-- START Given information --
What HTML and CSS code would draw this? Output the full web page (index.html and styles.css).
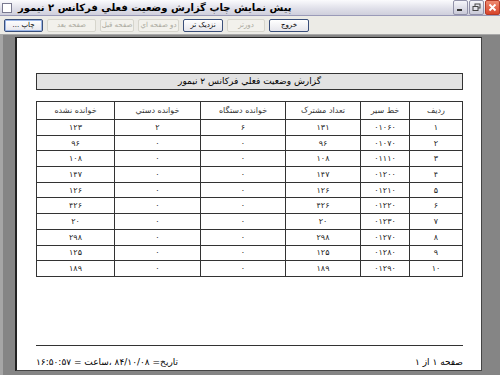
FILE: index.html
```html
<!DOCTYPE html>
<html lang="fa">
<head>
    <meta charset="UTF-8">
    <title>پیش نمایش چاپ</title>
    <link rel="stylesheet" href="styles.css">
</head>
<body>

<div class="window">
    <div class="titlebar">
        <div class="app-icon"></div>
        <div class="title">پیش نمایش چاپ گزارش وضعیت فعلي فرکانس ۲ نیمور</div>
        <div class="controls">
            <span class="ctl min"><svg width="13" height="13" viewBox="0 0 13 13"><rect x="3" y="8" width="5" height="2" fill="#333"/></svg></span>
            <span class="ctl max"><svg width="13" height="13" viewBox="0 0 13 13"><rect x="5" y="3" width="5" height="4" fill="none" stroke="#444"/><rect x="3" y="5.5" width="5" height="4" fill="#e4e4ec" stroke="#444"/></svg></span>
            <span class="ctl close"><svg width="13" height="13" viewBox="0 0 13 13"><path d="M3.5 3.5 L9.5 9.5 M9.5 3.5 L3.5 9.5" stroke="#fff" stroke-width="1.8"/></svg></span>
        </div>
    </div>

    <div class="toolbar">
        <button class="btn focus w39">چاپ ...</button>
        <button class="btn off w49">صفحه بعد</button>
        <button class="btn off w34">صفحه قبل</button>
        <button class="btn off w41">دو صفحه اي</button>
        <button class="btn w40">نزدیک تر</button>
        <button class="btn off w38">دورتر</button>
        <button class="btn w40">خروج</button>
    </div>

    <div class="viewer">
        <div class="page">
            <div class="report-title">گزارش وضعیت فعلي فرکانس ۲ نیمور</div>

            <table class="report" dir="rtl">
                <thead>
                    <tr>
                        <th class="c1">ردیف</th>
                        <th class="c2">خط سیر</th>
                        <th class="c3">تعداد مشترک</th>
                        <th class="c4">خوانده دستگاه</th>
                        <th class="c5">خوانده دستي</th>
                        <th class="c6">خوانده نشده</th>
                    </tr>
                </thead>
                <tbody>
                    <tr><td>۱</td><td>۰۱۰۶۰</td><td>۱۳۱</td><td>۶</td><td>۲</td><td>۱۲۳</td></tr>
                    <tr><td>۲</td><td>۰۱۰۷۰</td><td>۹۶</td><td>۰</td><td>۰</td><td>۹۶</td></tr>
                    <tr><td>۳</td><td>۰۱۱۱۰</td><td>۱۰۸</td><td>۰</td><td>۰</td><td>۱۰۸</td></tr>
                    <tr><td>۴</td><td>۰۱۲۰۰</td><td>۱۴۷</td><td>۰</td><td>۰</td><td>۱۴۷</td></tr>
                    <tr><td>۵</td><td>۰۱۲۱۰</td><td>۱۲۶</td><td>۰</td><td>۰</td><td>۱۲۶</td></tr>
                    <tr><td>۶</td><td>۰۱۲۲۰</td><td>۴۲۶</td><td>۰</td><td>۰</td><td>۴۲۶</td></tr>
                    <tr><td>۷</td><td>۰۱۲۳۰</td><td>۲۰</td><td>۰</td><td>۰</td><td>۲۰</td></tr>
                    <tr><td>۸</td><td>۰۱۲۷۰</td><td>۲۹۸</td><td>۰</td><td>۰</td><td>۲۹۸</td></tr>
                    <tr><td>۹</td><td>۰۱۲۸۰</td><td>۱۲۵</td><td>۰</td><td>۰</td><td>۱۲۵</td></tr>
                    <tr><td>۱۰</td><td>۰۱۲۹۰</td><td>۱۸۹</td><td>۰</td><td>۰</td><td>۱۸۹</td></tr>
                </tbody>
            </table>

            <div class="footer" dir="rtl">
                <span>صفحه ۱ از ۱</span>
                <span>تاریخ= ۸۴/۱۰/۰۸ ،ساعت = ۱۶:۵۰:۵۷</span>
            </div>
        </div>
    </div>
</div>

</body>
</html>
```

FILE: styles.css
```css
body {
    margin: 0;
    font-family: 'DejaVu Sans', 'Noto Sans', sans-serif;
    background-color: #808080;
}
.window {
    width: 500px;
    height: 375px;
    display: flex;
    flex-direction: column;
    overflow: hidden;
}
.titlebar {
    height: 15px;
    display: flex;
    align-items: center;
    background: linear-gradient(#fbfbfd, #dedee8 60%, #cfcfdc);
    border-bottom: 1px solid #9a9ab8;
}
.app-icon {
    width: 8px;
    height: 8px;
    margin: 0 6px 0 2px;
    border: 1px solid #7a7a90;
    background: #fff;
}
.title {
    flex: 1;
    font-size: 10px;
    font-weight: bold;
    color: #000;
    direction: rtl;
    text-align: left;
    white-space: nowrap;
}
.controls {
    display: flex;
    gap: 1px;
}
.ctl {
    width: 13px;
    height: 13px;
    border: 1px solid #9191a8;
    border-radius: 2px;
    background: linear-gradient(#f6f6fa, #c9c9d8);
    display: flex;
}
.ctl.close {
    background: linear-gradient(#ee8a70, #d8452b);
    border-color: #b43a26;
}
.toolbar {
    height: 18px;
    display: flex;
    align-items: center;
    gap: 4px;
    padding: 0 4px;
    background-color: #ecebe6;
    border-bottom: 1px solid #a8a8a8;
}
.btn {
    height: 13px;
    padding: 0;
    font-family: 'DejaVu Sans', sans-serif;
    font-size: 7px;
    color: #000;
    border: 1px solid #3a4f7a;
    border-radius: 2px;
    background: linear-gradient(#ffffff, #e6e6ec);
    direction: rtl;
    white-space: nowrap;
}
.btn.focus {
    box-shadow: inset 0 0 0 1px #9ab5e6;
}
.btn.off {
    color: #aaa99e;
    border-color: #d6d5cc;
    background: #f2f1ec;
}
.w34 { width: 34px; }
.w38 { width: 38px; }
.w39 { width: 39px; }
.w40 { width: 40px; }
.w41 { width: 41px; }
.w49 { width: 49px; }
.viewer {
    flex: 1;
    padding: 2px 18px 0 15px;
    background: linear-gradient(90deg, #a6a6a6 0, #a6a6a6 3px, #858585 3px);
}
.page {
    box-sizing: border-box;
    height: 334px;
    background: #fff;
    border-left: 2px solid #222;
    border-top: 1px solid #222;
    border-right: 1px solid #444;
    border-bottom: 1px solid #444;
    padding: 35px 18px 0 19px;
    display: flex;
    flex-direction: column;
}
.report-title {
    height: 15px;
    border: 1px solid #333;
    background: #e2e2e2;
    text-align: center;
    font-size: 9px;
    line-height: 15px;
    direction: rtl;
}
.report {
    margin-top: 11px;
    width: 100%;
    border-collapse: collapse;
    font-size: 8px;
    color: #222;
    table-layout: fixed;
}
.report th,
.report td {
    border: 1px solid #333;
    text-align: center;
    font-weight: normal;
    padding: 0;
}
.report th {
    height: 17px;
    color: #333;
}
.report td {
    height: 14.7px;
}
.c1 { width: 52px; }
.c2 { width: 48px; }
.c3 { width: 74px; }
.c4 { width: 84px; }
.c5 { width: 85px; }
.report .c6 { width: auto; }
.footer {
    margin-top: 68px;
    border-top: 1px solid #333;
    padding-top: 11px;
    display: flex;
    justify-content: space-between;
    font-size: 9px;
    line-height: 11px;
}
```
-- END Given information --
§ **Task objective**
Give only the count of lines in this material that contain the string "styles".

§ **Written answer**
3